Figure 7 shows the DBS parameters (a) and the average positron lifetime (b) for GCr15 steel samples as a function of cutting depth.

Over cutting depths of 0.1 to 0.15 mm, there is no noticeable change. However, at 0.2 mm, S = f(a_p) and τ_avg = f(a_p) dependences show sharp reversals. This suggests that the plastic deformation occurring at this cutting depth has a strong influence on the phase transition (martensite to austenite). A further increase to 0.25 mm has no significant effect.

The positron beam analysis of the white layer depending on cutting depth is shown in Figure 8.

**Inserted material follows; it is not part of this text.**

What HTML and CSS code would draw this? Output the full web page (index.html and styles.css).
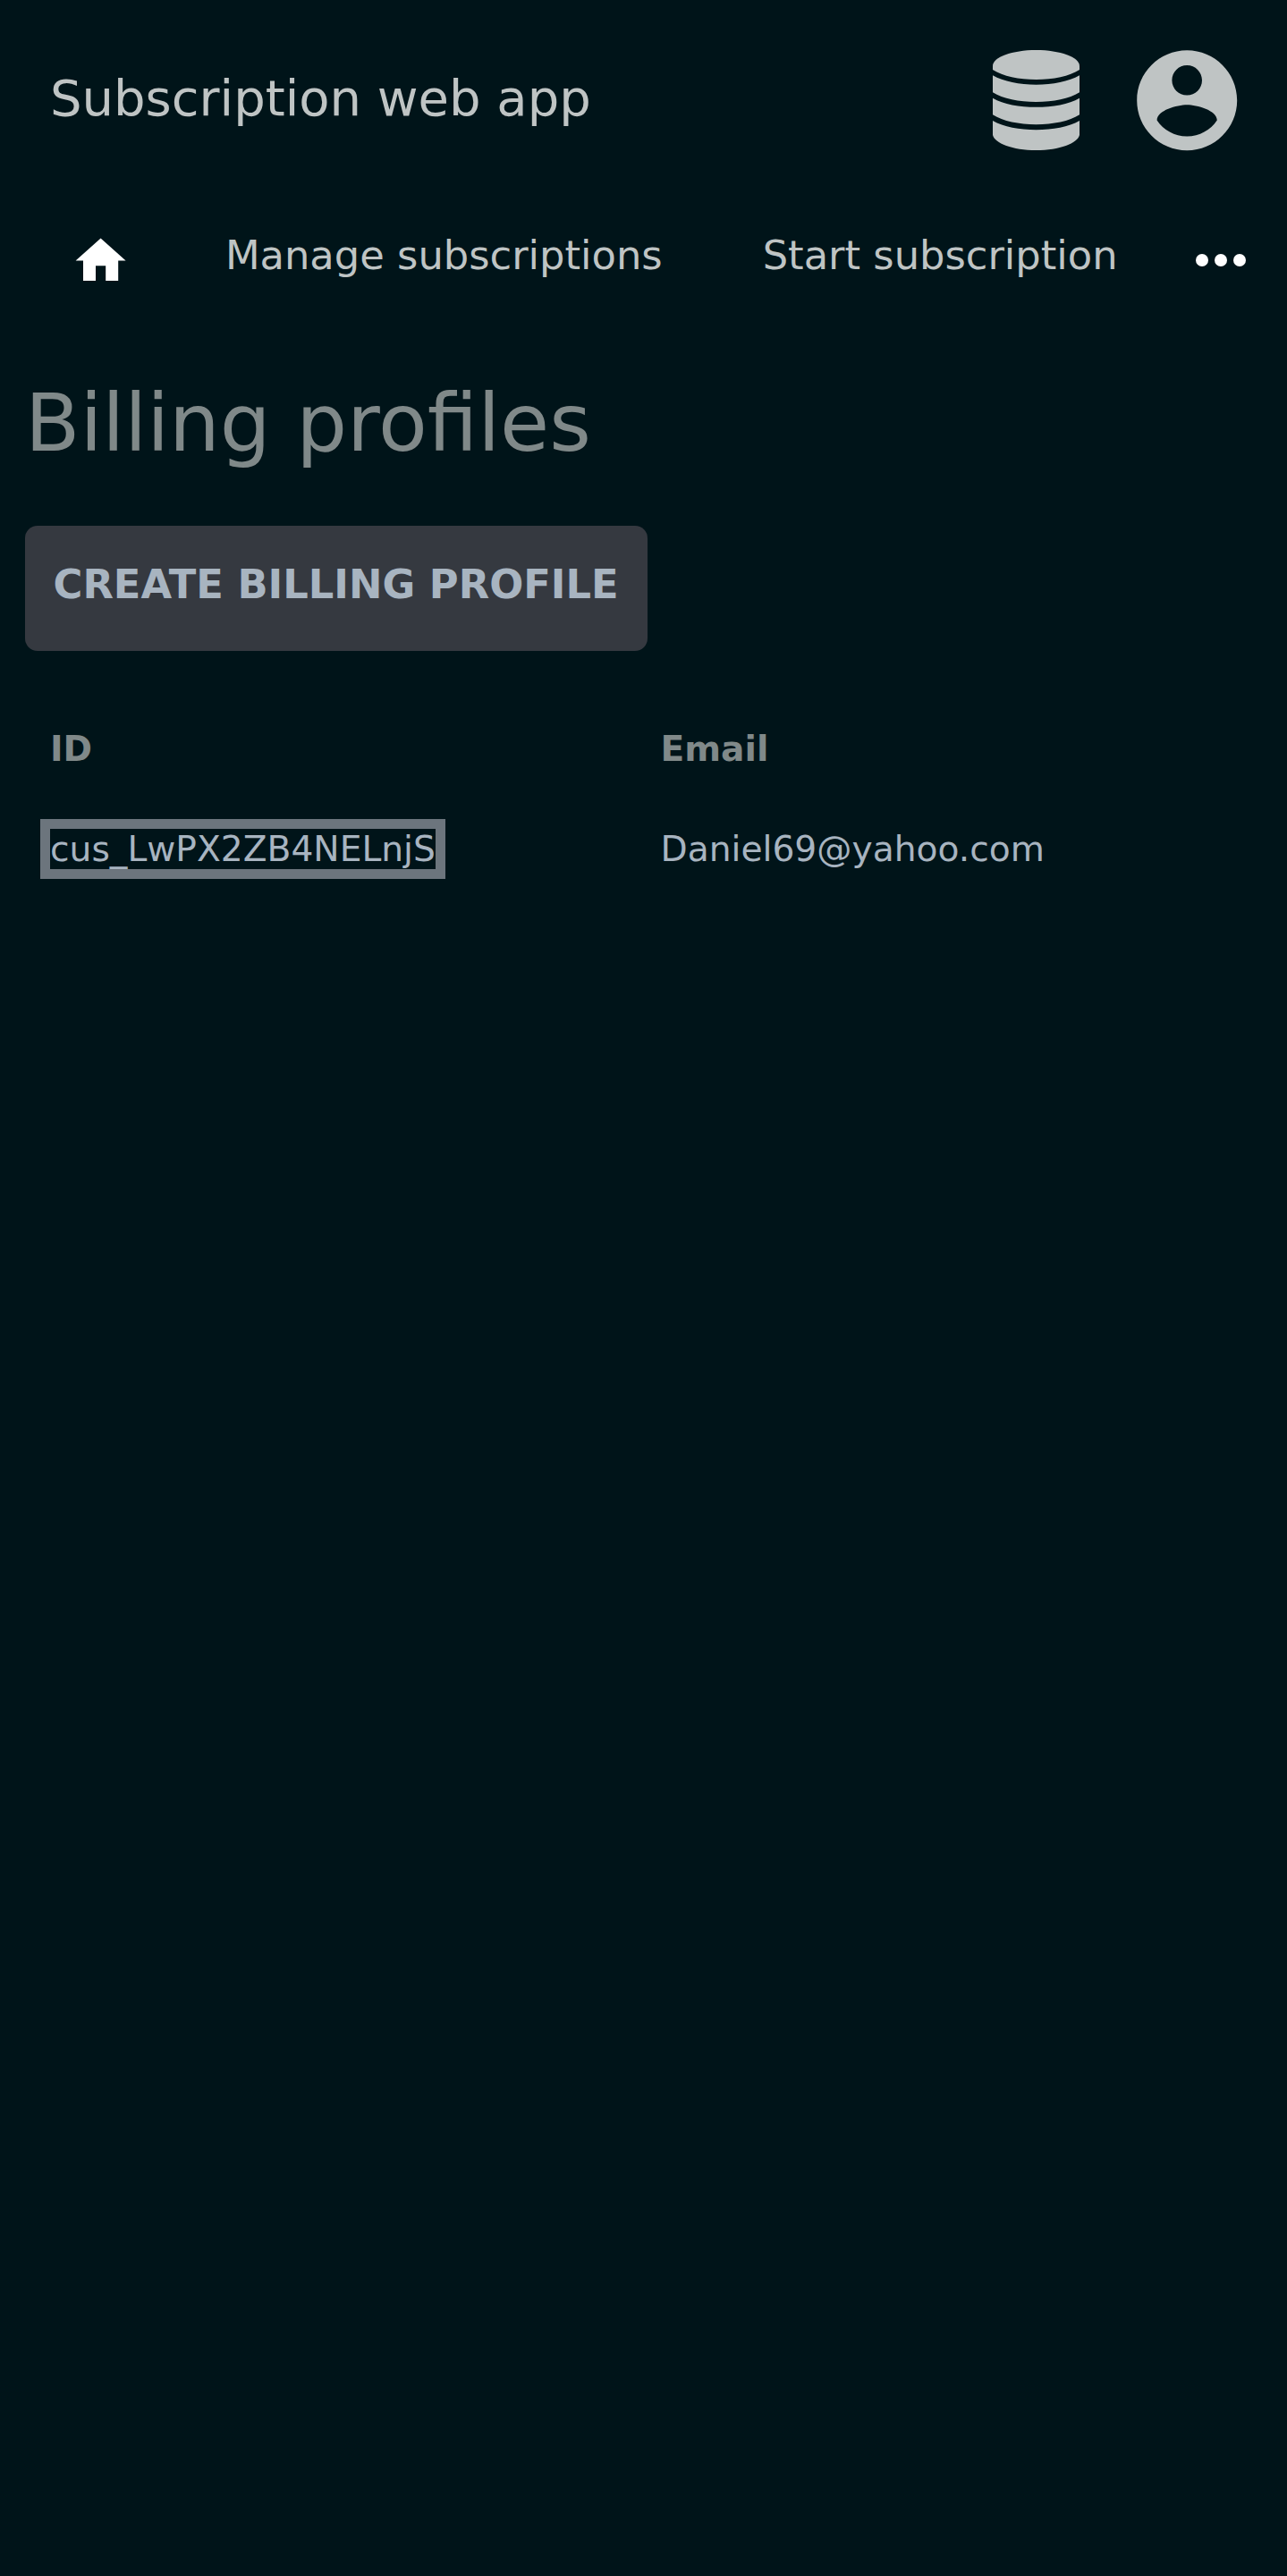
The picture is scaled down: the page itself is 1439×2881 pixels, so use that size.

Changing the cutting depth has a notable effect on the subsurface zone of the white layer in GCr15. For all energies, the minimum cutting depth is characterized by the lowest S parameter value of the implanted positrons. Increasing the cutting depth to 0.15 mm raises this value at the positron implantation depth range from ~10 to 300 nm. As in the bulk analysis, sharp changes in the S parameter are observed at a_p = 0.2 mm, increasing for the subsurface region and decreasing for the bulk. Increasing the cutting depth to 0.25 mm causes an inverse displacement for the S line, placing it at the same level as that of the 0.15 mm cutting depth.

4. Conclusions

The positron annihilation studies show that the white layer and bulk feature two major classes of defects. The first class is typical of tempered or plastically deformed steels, and its defects persist for a lifetime of around 147 ps. The second class is related to vacancy clusters. Larger clusters can negatively affect the white layer’s properties and can contribute to its brittleness, potentially causing it to fall off. A variation in the cutting parameters has a different effect on plastic deformation, and the phase transition is observed in the near-surface zone. Therefore, adequately chosen cutting parameters can limit the number of vacancy clusters. The lowest prevalence of these defects was observed from the studied parameters for a cutting depth of 0.1 mm, feed rate of 0.15 mm/r, and cutting speed of 347 m/min.